Logo Bloomberg Technoz

Bloomberg Technoz, Jakarta - Kepastian politik yang muncul dari keluarnya keputusan Mahkamah Konstitusi atas gugatan sengketa Pilpres kemarin, sepertinya tidak banyak berdampak pada nilai tukar rupiah. Rupiah spot sepanjang pagi hingga siang hari ini, Selasa (23/4/2024), bergeming di kisaran lemah Rp16.242/US$ bahkan sempat menyentuh level terlemah di Rp16.248/US$ pagi tadi.

Rupiah seperti acuh tak acuh merespon kepastian bahwa Prabowo Subianto menjadi presiden setelah Joko Widodo mengakhiri kekuasaannya pada Oktober nanti. Padahal, sebelumnya rupiah diprediksi bisa terperosok hingga ke level lebih lemah apabila sampai ada kejutan dari MK yang bisa memicu ketidakpastian baru bagi para investor.

Rupiah yang masih belum segera bangkit dari pelemahan kendati satu ketidakpastian pasar telah tutup buku, tidak bisa dilepaskan dari faktor utama yang menjadi penekan selama ini.

Pelemahan rupiah sejauh ini terutama karena faktor eksternal ketimbang domestik. Dolar Amerika Serikat (AS) yang merangsek semakin digdaya dengan indeks dolar AS sempat menyentuh 107 pekan lalu, masih menjadi faktor utama yang mengikis kekuatan rupiah. Harga dolar AS mahal di mana-mana, bukan hanya di Indonesia.

Pekan ini, para pelaku pasar global juga masih waspada jelang rilis data pertumbuhan ekonomi AS dan inflasi pengeluaran konsumsi pribadi (PCE) yang akan mempengaruhi prospek kebijakan bunga The Fed ke depan.
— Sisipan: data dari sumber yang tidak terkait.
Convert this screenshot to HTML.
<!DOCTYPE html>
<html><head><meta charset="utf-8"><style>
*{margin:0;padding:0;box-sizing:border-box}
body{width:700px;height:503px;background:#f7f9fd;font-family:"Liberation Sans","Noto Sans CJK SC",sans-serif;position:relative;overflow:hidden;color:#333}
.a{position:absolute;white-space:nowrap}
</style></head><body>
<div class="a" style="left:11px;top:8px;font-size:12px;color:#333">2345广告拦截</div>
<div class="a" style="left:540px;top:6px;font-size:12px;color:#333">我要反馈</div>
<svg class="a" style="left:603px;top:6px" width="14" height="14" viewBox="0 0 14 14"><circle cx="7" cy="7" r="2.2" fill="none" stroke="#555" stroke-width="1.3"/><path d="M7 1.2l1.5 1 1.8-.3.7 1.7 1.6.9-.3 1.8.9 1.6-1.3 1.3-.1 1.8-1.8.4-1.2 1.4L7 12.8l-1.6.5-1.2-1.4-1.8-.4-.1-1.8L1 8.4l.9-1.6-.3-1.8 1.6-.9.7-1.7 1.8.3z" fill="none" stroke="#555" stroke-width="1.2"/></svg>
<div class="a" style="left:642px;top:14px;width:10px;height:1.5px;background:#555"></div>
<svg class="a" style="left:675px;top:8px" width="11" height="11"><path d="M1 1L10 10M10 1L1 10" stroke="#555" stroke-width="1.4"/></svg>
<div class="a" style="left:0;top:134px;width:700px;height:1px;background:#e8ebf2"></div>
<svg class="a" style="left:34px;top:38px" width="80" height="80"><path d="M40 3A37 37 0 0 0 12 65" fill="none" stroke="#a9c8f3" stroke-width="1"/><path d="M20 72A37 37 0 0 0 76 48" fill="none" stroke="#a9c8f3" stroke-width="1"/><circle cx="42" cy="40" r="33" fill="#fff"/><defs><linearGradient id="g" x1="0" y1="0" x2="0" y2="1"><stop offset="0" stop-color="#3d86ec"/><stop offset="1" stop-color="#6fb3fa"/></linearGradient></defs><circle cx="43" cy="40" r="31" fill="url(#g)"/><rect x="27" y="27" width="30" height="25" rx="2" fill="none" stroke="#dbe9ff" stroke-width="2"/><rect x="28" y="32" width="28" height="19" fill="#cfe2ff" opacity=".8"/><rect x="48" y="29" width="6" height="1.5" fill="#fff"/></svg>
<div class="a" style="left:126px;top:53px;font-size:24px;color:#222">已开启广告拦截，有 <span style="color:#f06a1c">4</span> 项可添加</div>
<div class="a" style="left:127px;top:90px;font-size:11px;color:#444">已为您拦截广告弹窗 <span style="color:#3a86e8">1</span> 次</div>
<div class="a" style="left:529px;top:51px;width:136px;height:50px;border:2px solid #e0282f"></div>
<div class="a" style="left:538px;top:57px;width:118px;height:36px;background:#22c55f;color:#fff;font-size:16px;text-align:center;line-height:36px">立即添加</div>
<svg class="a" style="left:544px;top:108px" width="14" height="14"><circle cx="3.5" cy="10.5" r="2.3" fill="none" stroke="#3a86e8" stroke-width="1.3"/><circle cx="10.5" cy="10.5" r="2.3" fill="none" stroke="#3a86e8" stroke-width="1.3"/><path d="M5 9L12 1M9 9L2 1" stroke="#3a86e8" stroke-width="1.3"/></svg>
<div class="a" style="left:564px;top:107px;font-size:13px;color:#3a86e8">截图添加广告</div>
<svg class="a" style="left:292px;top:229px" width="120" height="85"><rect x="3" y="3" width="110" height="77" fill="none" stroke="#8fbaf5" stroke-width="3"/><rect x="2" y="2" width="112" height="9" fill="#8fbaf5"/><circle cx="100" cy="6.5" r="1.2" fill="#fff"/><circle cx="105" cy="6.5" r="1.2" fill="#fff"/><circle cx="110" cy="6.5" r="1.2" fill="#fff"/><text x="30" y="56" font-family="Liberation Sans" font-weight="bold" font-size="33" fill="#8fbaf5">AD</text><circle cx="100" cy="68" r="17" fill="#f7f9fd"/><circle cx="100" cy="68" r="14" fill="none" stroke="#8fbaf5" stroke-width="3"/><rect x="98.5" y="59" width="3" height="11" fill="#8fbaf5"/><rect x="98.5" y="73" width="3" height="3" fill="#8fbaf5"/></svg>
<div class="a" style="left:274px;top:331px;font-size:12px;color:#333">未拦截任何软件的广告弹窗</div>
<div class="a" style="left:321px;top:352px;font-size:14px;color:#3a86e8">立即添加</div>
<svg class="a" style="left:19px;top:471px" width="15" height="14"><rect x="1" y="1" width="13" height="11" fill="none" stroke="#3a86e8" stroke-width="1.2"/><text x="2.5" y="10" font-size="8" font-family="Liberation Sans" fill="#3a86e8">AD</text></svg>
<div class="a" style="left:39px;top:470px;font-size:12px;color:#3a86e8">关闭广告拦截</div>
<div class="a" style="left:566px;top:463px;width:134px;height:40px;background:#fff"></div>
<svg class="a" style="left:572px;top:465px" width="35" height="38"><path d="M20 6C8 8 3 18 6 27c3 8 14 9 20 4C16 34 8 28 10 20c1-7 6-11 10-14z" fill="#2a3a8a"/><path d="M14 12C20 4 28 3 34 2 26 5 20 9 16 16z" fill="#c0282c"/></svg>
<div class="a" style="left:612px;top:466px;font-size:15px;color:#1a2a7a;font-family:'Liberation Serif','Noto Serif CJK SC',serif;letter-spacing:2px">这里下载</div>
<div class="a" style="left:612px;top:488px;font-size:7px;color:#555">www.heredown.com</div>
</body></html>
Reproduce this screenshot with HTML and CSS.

Selain itu, lonjakan pelemahan rupiah saat ini juga dipengaruhi oleh eskalasi konflik di Timur Tengah yang masih membebani. Sementara dari dalam negeri, permintaan dolar AS memang memasuki masa puncak menyusul jadwal pembagian dividen korporasi bagi para pemodal asing. Dolar AS yang terus diburu kala suplainya sudah seret akibat arus keluar modal asing, membuat nilai rupiah semakin tak berdaya.

Pasar surat utang tertekan

Dampak keputusan MK yang memberikan kepastian pada pasar sejauh ini juga tidak terlalu mempengaruhi pergerakan imbal hasil surat utang negara.

Yield SUN terlihat masih stabil di level lebih tinggi meski kelihatannya tekanan jual mulai agak kalem. Yield SUN 2Y masih di 7,02%, sedangkan tenor 5Y juga di 7,04%. Tenor 10Y masih bertahan di 7,06%, lebih tinggi dibanding kemarin.

Imbal hasil yang mendatar itu memberi sinyal pelaku pasar bersiap-siap bila BI rate naik esok hari. Meski sejauh ini konsensus ekonom masih memperkirakan BI rate akan ditahan di 6%, namun pasar sepertinya memiliki pertimbangan lain.

Selain faktor bunga acuan dan sentimen pasar obligasi global, pasar surat utang juga masih dibayangi oleh kekhawatiran akan pelebaran defisit APBN pada pemerintahan Prabowo nanti.

Sebagaimana diketahui, Prabowo berniat mengusung program makan siang gratis yang akan menelan biaya lebih dari Rp400-an triliun per tahun. Biaya itu lebih besar ketimbang nilai defisit anggaran negara tahun lalu.

Kebutuhan biaya belanja yang besar itu yang terlihat mendorong pemerintah menetapkan rencana kenaikan rasio pajak tahun depan. Berdasarkan dokumen Kerangka Ekonomi Makro yang dirilis oleh Bappenas, pemerintah telah berencana menaikkan rasio pajak jadi 12% dari Produk Domestik Bruto untuk membiayai belanja APBN. Rasio sebesar itu jauh lebih tinggi dibandingkan target tahun ini di 10,2% dan realisasi 2023 yang sebesar 10,21%.

Kekhawatiran terhadap kondisi fiskal RI pada pemerintahan baru nanti ditambah sentimen negatif pasar obligasi global, telah berkombinasi menjadi pemicu keluarnya dana asing dari pasar surat utang negara sepanjang tahun ini.

Sejak awal tahun sampai 18 April lalu, pemodal asing telah mencatat posisi jual bersih surat utang negara sebanyak Rp38,66 triliun. Pada 19 April lalu, nilai modal asing yang hengkang bahkan menembus US$230,6 juta, setara Rp3,74 triliun dengan kurs dolar saat ini. Nilai outflow pada 19 April itu menjadi yang tertinggi sejak akhir Maret lalu terutama dipicu juga oleh serangan Israel ke Iran.